Unser Klassentreffen war übrigens sehr schön. Keiner von uns hatte sich wesentlich verändert, weder im Charakter noch im Aussehen, und wir waren uns von Anfang an kein bisschen fremd, obwohl sich die meisten von uns seit sieben Jahren nicht mehr gesehen hatten. Es war, als würden wir nach den langen Sommerferien zusammensitzen und uns erzählen, was wir in den freien Wochen so erlebt haben. Es war das gleiche Zusammengehörigkeitsgefühl, das die vier Jahre auf der Spezialschule so besonders schön gemacht hat. Ja, meine Studienzeit war schön – mehr Freiheiten, mehr Unabhängigkeit, klar – aber die vier Jahre auf der Spezialschule, die waren doch was ganz Besonderes. Vielleicht sogar noch schöner. Aber das sagt man ja hinterher immer. ;-) Dabei war ich in Naturwissenschaften gar nicht so gut: Chemie habe ich einfach nicht begriffen, und als ich die letzten zwei Jahre in einen neuen Mathekurs kam, hatte ich total den Anschluss verpasst. Wenn mir nicht die andere Karen (wir machten uns einen Spass daraus, in allen Kursen, die wir gemeinsam hatten, nebeneinander zu sitzen) stets bereitwillig ihre Lösungen überlassen hätte, dann wäre ich wohl nicht sehr weit gekommen. (Aber Physik fand ich toll. Und Bio auch.) Wahrscheinlich lag es daran, dass es bei uns schon gar nicht mehr so richtig wie in der Schule zuging. Wir hatten prima Lehrer, nicht nur in den Naturwissenschaften, sondern überall. Deutsch machte auf einmal unheimlich Spass. Und Sport auch. In der 9. Klasse fuhren wir mit unserem jungen Physiklehrer auf Klassenfahrt, der liess uns einfach machen, Tag und Nacht, wenn wir wollten, statt den Wachhund zu spielen. Meistens machte er mit. Wir hatten einen Geschichtslehrer, der musste sich während Klassenarbeiten immer plötzlich ganz intensiv mit der Pflege seiner Blumen beschäftigen, besonders der Blumen draussen im Vorbereitungszimmer. Wahrscheinlich hat er sich gesagt, was soll ich diese Naturwissenschaftler mit Geschichte triezen, ein bisschen was wird schon auch so hängenbleiben. Und das tat es auch.

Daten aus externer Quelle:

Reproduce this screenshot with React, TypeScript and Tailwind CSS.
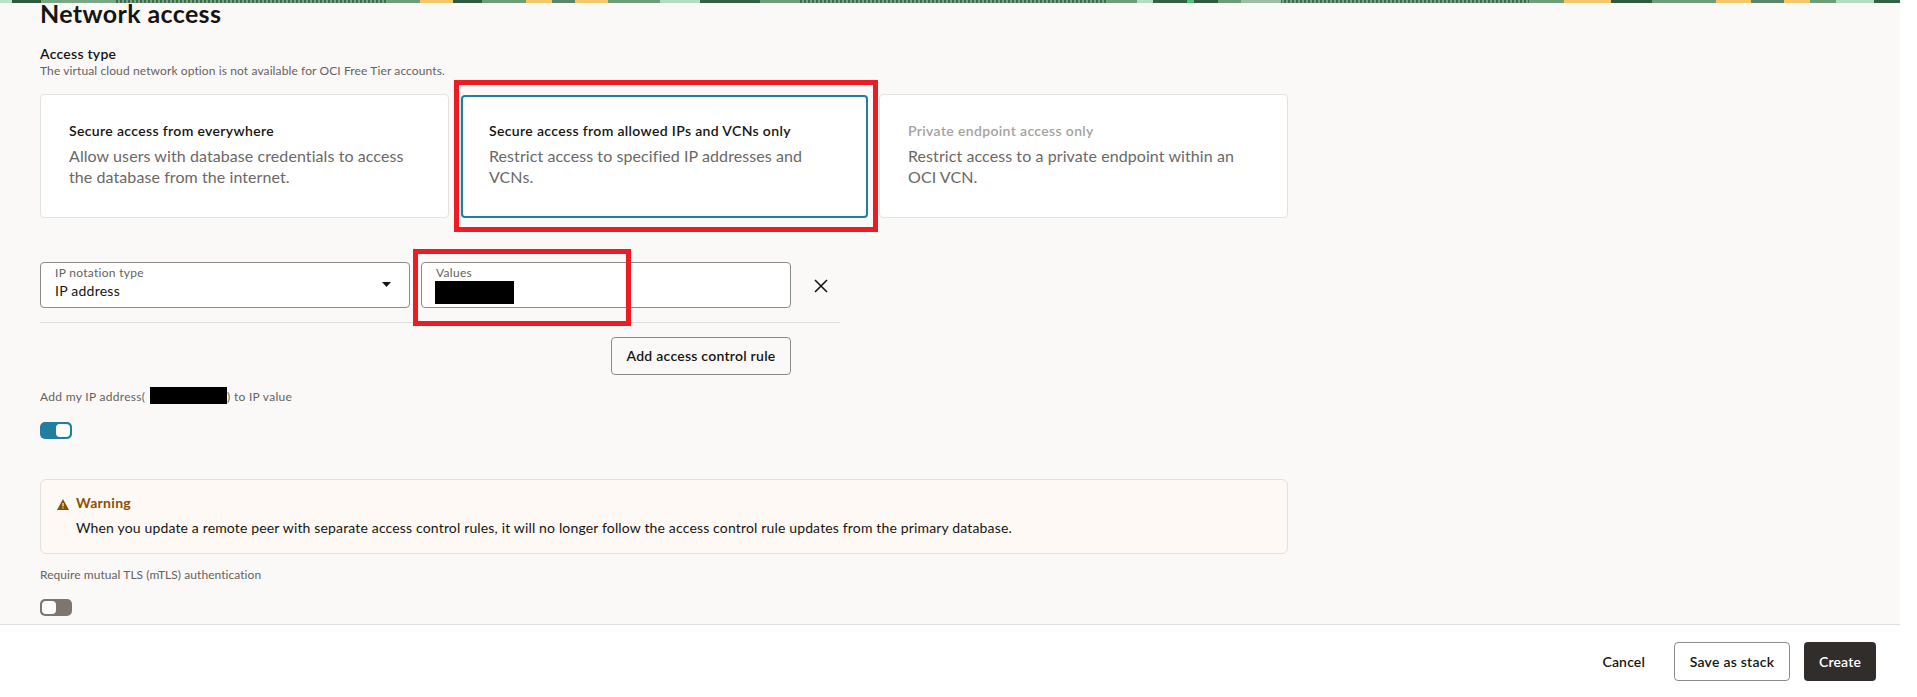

Und ich hatte prima Mitschüler. Die ersten beiden Schuljahre war ich in einer Klasse mit zwei Mädchen und 18 Jungs. Wir waren überhaupt nur 10 Mädchen unter den insgesamt 60 Spezis unseres Jahrgangs. Das übliche Teeniegezicke fiel also schon mal aus. Und ich habe mich mit „meinen Jungs“ immer wohl gefühlt. (Das war echt eine Umstellung, als im Studium das Geschlechterverhältnis genau umgekehrt war…!)

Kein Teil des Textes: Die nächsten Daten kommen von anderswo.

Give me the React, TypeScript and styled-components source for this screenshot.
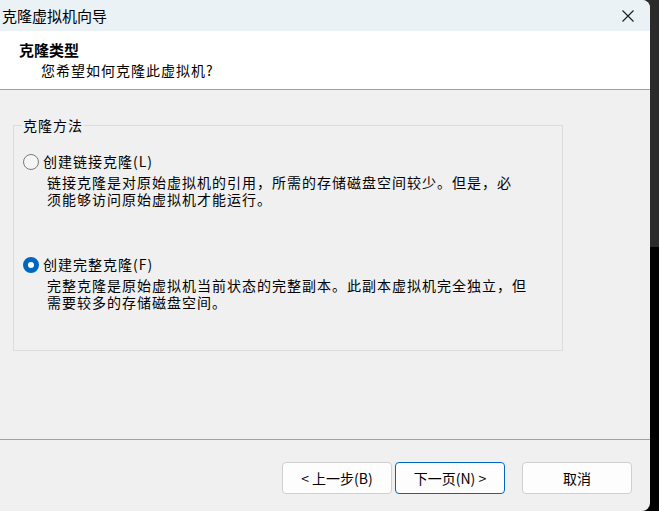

Tja, nun sind wir also alle mehr oder weniger das geworden, was wir damals werden wollten. Die meisten von uns sind vor nicht allzulanger Zeit erst mit ihrem Studium fertiggeworden oder arbeiten an ihrer Doktorarbeit. Keine umwerfenden Neuigkeiten. Die Sensationen waren anderer Art:
Spezimädchen 1 steht mit dickem Bauch herum. „Ist das dein erstes?“ „Ja, also, das erste UND das zweite.“ Wow, Zwillinge!

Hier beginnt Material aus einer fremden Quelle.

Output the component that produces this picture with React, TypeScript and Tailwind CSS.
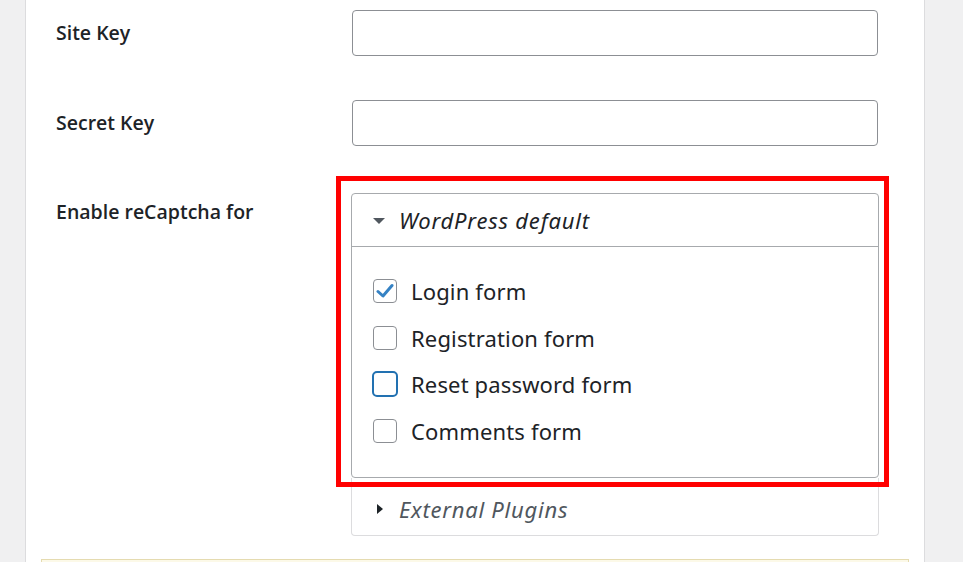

„Was machst du denn jetzt so?“, frage ich Spezimädchen 2, von der ich weiss, dass sie Forstwissenschaft studiert hat. „Ich bin im Erziehungsurlaub.“ „Mit dem ersten?“ „Naja, mit dem ersten auch… und auch dem zweiten… und auch dem dritten.“ Na gut, wir haben uns sieben Jahre nicht gesehen, da kann man schon inzwischen drei Kinder bekommen haben. „Wie alt sind die denn?“ „Och, die hatten vorige Woche Geburtstag und sind alle zwei geworden!“ Alle, die’s noch nicht wussten, waren erstmal platt. Drillinge!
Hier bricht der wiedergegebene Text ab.